The most common situation in which rewards stop working with your sensitive, spirited child, is when you’ve been using rewards to encourage your child to stay calm, or to encourage them to control their behavior when they’ve been having intense emotional outbursts of some kind. When this is the case and your child’s behavior has an underlying component of nervous system dysregulation, rewards don’t work because your child still will not have learned to calm themselves or regulate their nervous system system. And when the nervous system is dysregulated, the rational part of their brain is mostly not accessible.

Sometimes the rewards appear to work for a while. That’s usually because your child may have dug a little deeper and “overridden” their dysregulation, because they were excited about the reward. However, when they reach the end of their ability to do that (their capacity**), the old (unwanted) behavior will re-appear. It’s physiological and involuntary; it’s not because they’re not trying harder anymore.

Changing the Pattern

It’s a slower, but more steady and reliable way to help your child manage their behavior by recognizing when they’re dysregulated and supporting them to regulate. When you as the parent hold steady and stay calm with your child, and help them get regulated again, they will begin to build more capacity in their nervous system. This happens over time, with much repetition.

Having said that, there may be times when you end up transitioning from using rewards to focusing more on foundational regulation, especially when your child’s behavior brings a lot of chaos to the family or threatens safety, or you’re struggling to stay regulated yourself.

Using rewards may sometimes bring temporary relief for long enough that you can start to bring in some practices that help your child (and you) regulate, but it doesn’t work for all children, especially if your child is very spirited.

It’s individual and there’s no perfect prescription or one-size-fits-all.

Lifelong benefits

Ultimately, my observation has been that the more you can focus on helping your child to regulate first, the benefits are:

  • Your child learns the valuable lifelong skill of calming and regulating themselves – which is useful in all or most future relationships and life situations,
  • Your child is learning to manage their behavior through their intrinsic motivation system rather than being externally motivated, and
  • Even though behavior changes may be slower to happen, they tend to be longlasting.

How does this land? I’m curious about your experience with rewards vs. regulation. If you’d like to share, I’d love to hear from you.
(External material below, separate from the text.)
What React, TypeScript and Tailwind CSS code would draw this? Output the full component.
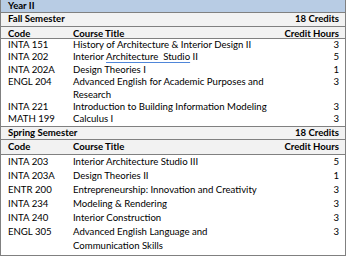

** Capacity, in nervous system regulation, can be thought of as the amount of “space” one has in their nervous system to hold emotional tension or charge when they meet up with a stressor. If you think about a balloon, you can only add so much air before it reaches the end of its capacity and pops. The nervous system is the same. It can only hold so much. But it can be “trained” to hold through co-regulation–that’s when you stay regulated and support your child to regulate with you. It’s never about telling them how to be calm.